What should people look forward to in your class?
They should look forward to me driving leadership thinking. They should look forward to discussions that focus on innovation in education. I want to be able to teach in a programme where it’s not just about what I’m bringing to the table but what it’s participants will bring too. A place where ideas come to clash and perspectives are challenged. Whether we talk about finance or government relations or entrepreneurship, there’s a truly unique perspective that this class will bring to the table. My contribution is to be able to stitch together these perspectives in a way that is coherent and cohesive. The value will be in the clash and interaction of ideas coming from across the continent. I am going to be the privileged faculty who is going to benefit a lot from the knowledge they bring.

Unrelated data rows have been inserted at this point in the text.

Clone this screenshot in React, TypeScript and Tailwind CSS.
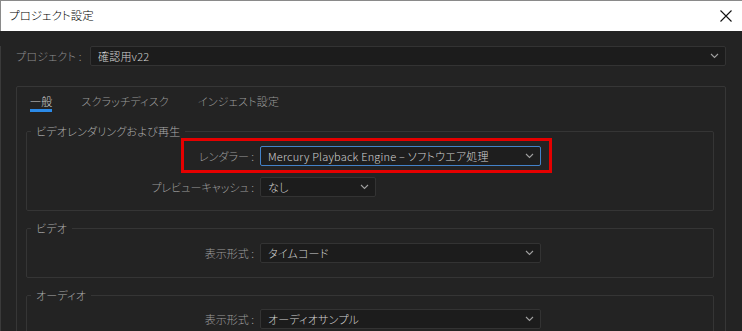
// Premiere-style "Project Settings" dialog, General tab.

const FONT = "font-['Noto_Sans_CJK_JP','Noto_Sans',sans-serif] [font-feature-settings:'palt'] font-light";

function Chevron() {
  return (
    <svg width="9" height="6" viewBox="0 0 9 6" className="shrink-0">
      <polyline points="1,1 4.5,4.5 8,1" fill="none" stroke="#a0a0a0" strokeWidth="1.1" />
    </svg>
  );
}

function Select({
  value,
  width,
  active = false,
}: {
  value: string;
  width: string;
  active?: boolean;
}) {
  return (
    <div
      className={`flex h-[20px] items-center justify-between rounded-[2px] border pl-[7px] pr-[6px] text-[11px] text-[#d2d2d2] ${width} ${
        active ? "border-[#4382c9] bg-[#1e1e1e]" : "border-[#333333] bg-[#1c1c1c]"
      }`}
    >
      <span className="whitespace-nowrap leading-none tracking-[0.2px]">{value}</span>
      <Chevron />
    </div>
  );
}

function Row({
  label,
  value,
  width,
  active,
}: {
  label: string;
  value: string;
  width: string;
  active?: boolean;
}) {
  return (
    <div className="flex items-center">
      <span className="w-[227px] shrink-0 whitespace-pre text-right text-[11px] leading-none text-[#9c9c9c]">
        {label} :
      </span>
      <div className="ml-[6px]">
        <Select value={value} width={width} active={active} />
      </div>
    </div>
  );
}

function Group({
  title,
  children,
  className = "",
}: {
  title: string;
  children: React.ReactNode;
  className?: string;
}) {
  return (
    <fieldset
      className={`ml-[9px] mr-[11px] rounded-[2px] border border-[#353535] px-0 ${className}`}
    >
      <legend className="ml-[4px] px-[5px] text-[11px] leading-[16px] tracking-[0.2px] text-[#ababab]">
        {title}
      </legend>
      {children}
    </fieldset>
  );
}

export default function App() {
  return (
    <div className={`h-[331px] w-[742px] overflow-hidden bg-[#232323] ${FONT}`}>
      <div className="flex h-[31px] items-center justify-between border-l border-t border-[#8a8a8a] bg-white pl-[8px] pr-[10px]">
        <span className="text-[11.5px] text-black">プロジェクト設定</span>
        <svg width="12" height="12" viewBox="0 0 12 12">
          <path d="M0.5 0.5 L11.5 11.5 M11.5 0.5 L0.5 11.5" stroke="#111" strokeWidth="1.1" />
        </svg>
      </div>

      <div className="border-l border-[#3a3a3a] pr-[16px]">
        <div className="mt-[15px] flex items-center pl-[15px]">
          <span className="w-[74px] shrink-0 whitespace-pre text-[11px] leading-none tracking-[0.2px] text-[#8e8e8e]">
            プロジェクト :
          </span>
          <Select value="確認用v22" width="w-[636px]" />
        </div>

        <div className="ml-[15px] mt-[20px] h-[260px] rounded-[2px] border border-[#363636]">
          <div className="flex pl-[13px] pt-[7px] text-[11px] leading-[14px] tracking-[0.2px]">
            <div className="flex flex-col items-center">
              <span className="text-[#d0d0d0]">一般</span>
              <span className="mt-[1px] h-[3px] w-[22px] bg-[#2b8ae8]" />
            </div>
            <span className="ml-[29px] text-[#9a9a9a]">スクラッチディスク</span>
            <span className="ml-[29px] text-[#9a9a9a]">インジェスト設定</span>
          </div>

          <Group title="ビデオレンダリングおよび再生" className="mt-[11px] pb-[13px] pt-[7px]">
            <div className="relative">
              <Row
                label="レンダラー"
                value="Mercury Playback Engine – ソフトウエア処理"
                width="w-[281px]"
                active
              />
              <div className="pointer-events-none absolute left-[154px] top-[-8px] h-[35px] w-[371px] border-[3px] border-[#e50000]" />
            </div>
            <div className="mt-[11px]">
              <Row label="プレビューキャッシュ" value="なし" width="w-[116px]" />
            </div>
          </Group>

          <Group title="ビデオ" className="mt-[9px] pb-[14px] pt-[7px]">
            <Row label="表示形式" value="タイムコード" width="w-[281px]" />
          </Group>

          <Group title="オーディオ" className="mt-[9px] pb-[14px] pt-[6px]">
            <Row label="表示形式" value="オーディオサンプル" width="w-[281px]" />
          </Group>
        </div>
      </div>
    </div>
  );
}
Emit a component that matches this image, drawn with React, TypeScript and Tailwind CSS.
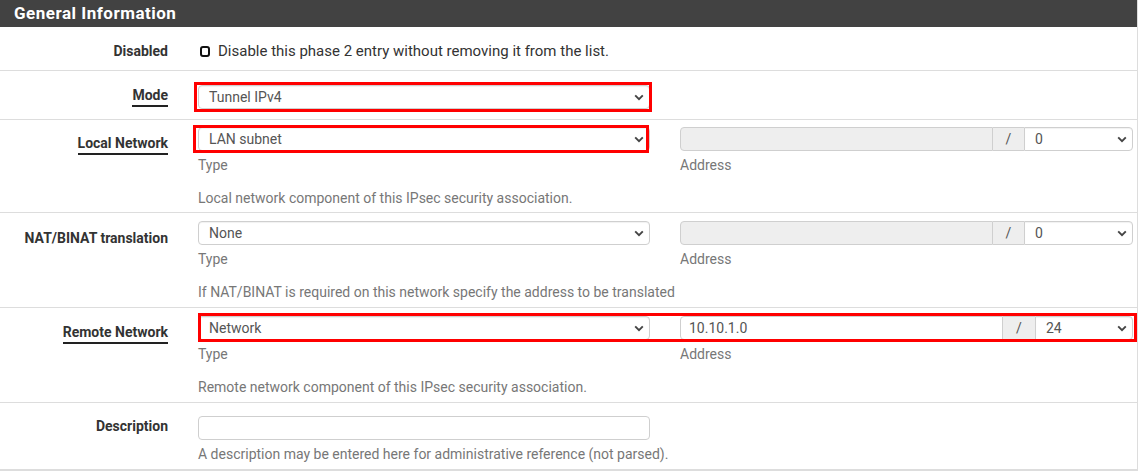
import React from "react";

const Chevron: React.FC = () => (
    <svg width="10" height="7" viewBox="0 0 10 7" className="shrink-0">
        <path d="M1.2 1.4 L5 5.2 L8.8 1.4" fill="none" stroke="#444" strokeWidth="1.9" />
    </svg>
);

const Select: React.FC<{ value: string; className?: string }> = ({ value, className }) => (
    <div
        className={
            "h-[24px] flex items-center justify-between pl-[10px] pr-[5px] border border-[#cfcfcf] bg-white text-[14px] text-[#555] shadow-[inset_0_1px_1px_rgba(0,0,0,0.06)] " +
            (className || "rounded-[4px]")
        }
    >
        <span>{value}</span>
        <Chevron />
    </div>
);

const Label: React.FC<{ text: string; required?: boolean; pt: string }> = ({ text, required, pt }) => (
    <div className={"w-[168px] shrink-0 text-right text-[14px] font-bold text-[#333] " + pt}>
        {required ? (
            <span className="border-b-2 border-[#222] pb-[2px]">{text}</span>
        ) : (
            text
        )}
    </div>
);

const AddressGroup: React.FC<{ value: string; mask: string; disabled?: boolean; inputW: string; maskW: string }> = ({
    value,
    mask,
    disabled,
    inputW,
    maskW,
}) => (
    <div className="flex h-[24px] w-[453px]">
        <div
            className={
                "h-full border border-[#cfcfcf] rounded-l-[4px] pl-[8px] flex items-center text-[14px] text-[#555] " +
                inputW +
                (disabled ? " bg-[#eee]" : " bg-white")
            }
        >
            {value}
        </div>
        <div className={"h-full border-y border-[#cfcfcf] bg-[#eee] flex items-center justify-center text-[14px] text-[#555] " + maskW}>
            /
        </div>
        <Select value={mask} className={"flex-1 rounded-r-[4px] " + (disabled ? "bg-[#eee]" : "")} />
    </div>
);

const NetworkRow: React.FC<{
    label: string;
    required?: boolean;
    type: string;
    address: string;
    mask: string;
    disabled?: boolean;
    inputW: string;
    maskW: string;
    help: string;
    labelPt: string;
}> = ({ label, required, type, address, mask, disabled, inputW, maskW, help, labelPt }) => (
    <div className="flex border-b border-[#ddd] h-[95px]">
        <Label text={label} required={required} pt={labelPt} />
        <div className="ml-[30px] pt-[8px] flex flex-col">
            <div className="flex gap-[30px]">
                <div className="w-[452px]">
                    <Select value={type} />
                    <div className="mt-[4px] text-[14px] text-[#777]">Type</div>
                </div>
                <div>
                    <AddressGroup value={address} mask={mask} disabled={disabled} inputW={inputW} maskW={maskW} />
                    <div className="mt-[4px] text-[14px] text-[#777]">Address</div>
                </div>
            </div>
            <div className="mt-[12px] text-[14px] text-[#777] whitespace-nowrap">{help}</div>
        </div>
    </div>
);

const App: React.FC = () => {
    return (
        <div
            className="relative w-[1139px] h-[472px] bg-white overflow-hidden"
            style={{ fontFamily: "Roboto, 'Liberation Sans', sans-serif" }}
        >
            <div className="w-[1138px] border-r border-[#ddd]">
                {/* Header */}
                <div className="h-[27px] bg-[#424242] flex items-center pl-[14px] text-[17px] font-bold text-white tracking-[0.5px]">
                    General Information
                </div>

                {/* Disabled */}
                <div className="flex items-start border-b border-[#ddd] h-[44px] pt-[13px]">
                    <div className="w-[168px] shrink-0 text-right text-[14px] leading-[22px] font-bold text-[#333]">Disabled</div>
                    <div className="ml-[32px] flex items-center gap-[8px] text-[15px] leading-[22px] text-[#333]">
                        <div className="w-[10px] h-[11px] border-2 border-[#111] rounded-[3px]" />
                        <span>Disable this phase 2 entry without removing it from the list.</span>
                    </div>
                </div>

                {/* Mode */}
                <div className="flex border-b border-[#ddd] h-[49px]">
                    <Label text="Mode" required pt="pt-[14px]" />
                    <div className="ml-[30px] pt-[14px] w-[452px]">
                        <Select value="Tunnel IPv4" />
                    </div>
                </div>

                {/* Local Network */}
                <div className="flex border-b border-[#ddd] h-[93px]">
                    <Label text="Local Network" required pt="pt-[13px]" />
                    <div className="ml-[30px] pt-[7px] flex flex-col">
                        <div className="flex gap-[30px]">
                            <div className="w-[452px]">
                                <Select value="LAN subnet" />
                                <div className="mt-[4px] text-[14px] text-[#777]">Type</div>
                            </div>
                            <div>
                                <AddressGroup value="" mask="0" disabled inputW="w-[313px]" maskW="w-[31px]" />
                                <div className="mt-[4px] text-[14px] text-[#777]">Address</div>
                            </div>
                        </div>
                        <div className="mt-[12px] text-[14px] text-[#777]">
                            Local network component of this IPsec security association.
                        </div>
                    </div>
                </div>

                <NetworkRow
                    label="NAT/BINAT translation"
                    type="None"
                    address=""
                    mask="0"
                    disabled
                    inputW="w-[313px]"
                    maskW="w-[31px]"
                    help="If NAT/BINAT is required on this network specify the address to be translated"
                    labelPt="pt-[15px]"
                />

                <NetworkRow
                    label="Remote Network"
                    required
                    type="Network"
                    address="10.10.1.0"
                    mask="24"
                    inputW="w-[323px]"
                    maskW="w-[32px]"
                    help="Remote network component of this IPsec security association."
                    labelPt="pt-[14px]"
                />

                {/* Description */}
                <div className="flex border-b-2 border-[#ddd] h-[68px]">
                    <Label text="Description" pt="pt-[13px]" />
                    <div className="ml-[30px] pt-[13px] w-[452px]">
                        <div className="h-[24px] border border-[#cfcfcf] rounded-[4px] bg-white" />
                        <div className="mt-[4px] text-[14px] text-[#777] whitespace-nowrap">
                            A description may be entered here for administrative reference (not parsed).
                        </div>
                    </div>
                </div>
            </div>

            {/* Red annotation boxes */}
            <div className="absolute left-[194px] top-[82px] w-[458px] h-[30px] border-[3px] border-[#f00] pointer-events-none" />
            <div className="absolute left-[193px] top-[125px] w-[456px] h-[28px] border-[3px] border-[#f00] pointer-events-none" />
            <div className="absolute left-[198px] top-[313px] w-[939px] h-[29px] border-[3px] border-[#f00] pointer-events-none" />
        </div>
    );
};

export default App;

How will you be incorporating a pan-African element within the standard MBA curriculum?
There’s a lot of power in retelling the story of the continent and telling it from a perspective that is promising, youthful, energetic and enthusiastic. I will have business case studies that are stories of either successes and failures that are relevant to continent because there are lessons to be learned that are unique to us. It’s important to talk about both. We can talk about the successes of the Dangotes and Equity Banks. But there have been false starts as well. These are lessons for us to know and learn in this programme.
Stories will need to be the pillars of the cases that we do. What I’m not saying and is important is, the ALU MBA programme should not isolate students. There are definitely lessons to learn from global experiences – from the Chinas to the Latin Americas. That is where the beauty in this programme lies. It won’t be Africa against the world but Africa as an important contributor to the global business conversation.
How has your career prepared you to impart knowledge, in terms of specific insights into the business landscape in Africa?
What prepares me is in multiple folds. There’s a personal story here. My mum was born in the Congo and my dad in Zanzibar. My wife is Kenyan. If you look back my history is rooted in the post colonial African story. I also think that having been an alum of INSEAD makes me open to perspectives that are not western centric. The third element that makes me prepared is that I
spent 10 years at McKinsey serving clients around the world and clients in emerging markets but also those with footprints in Africa.
You’ve also got the work I’ve done with in education on the continent. Being part of the founding team at ALU as an entrepreneur, being part of Harambee’s Youth Employment Accelerator and also working as an entrepreneur launching a new venture, makes me uniquely placed to give an on-the-ground perspective, that stitches together my roots, affiliations, career and personal experiences.
People cite corruption as a barrier to doing business in Africa all the time. What other unspoken barriers are there?
Corruption is always a barrier to doing business anywhere. Whether it is blatant, as we often find in our African countries or in a more subtle way where you have to lobby certain government entities as is seen in other parts of the world, I think your ability to understand how governance in a particular geography works is important. Obviously, corruption can be a massive deterrent to investment and growth.
Having said that, there are people on this continent that are growing ethical businesses. These are the stories that are more important for us to highlight and share. Let’s look at how you go about building successful businesses as ethically as possible. We can spend the next 10 years talking about corruption, which by the way we’ve been talking about for the last 20 years. However, over the last 30 years, there has been an emergence of large organisations that have grown so fast and have done it ethically. That’s the conversation we should have. These are mentors and role models that our students should have. Is corruption a barrier? Of course it is. But are there people succeeding ethically? Yes. Let’s talk about those.
There are other tremendous challenges and opportunities to doing business on the continent. Working in politically changing environments as we see in our countries requires a different set of skills. We don’t talk about these enough. Let’s introduce our students to the political and landscape awareness that will make them comfortable to work with the ambiguity that is present in a lot of our countries.
Another barrier that is well spoken about is how it’s easier to establish a business in country X in Africa and trade with Europe and America. But it’s not easy for African countries to trade with each other. The natural market for Kenya is DRC and the natural market for DRC is West Africa. We’re talking about short distances. We need to explore this barrier.
Finally, we need to need to start giving people the platform and voice to shape the direction that business takes. We need a platform for our young MBAs to take vision and passion to take ideas to another level.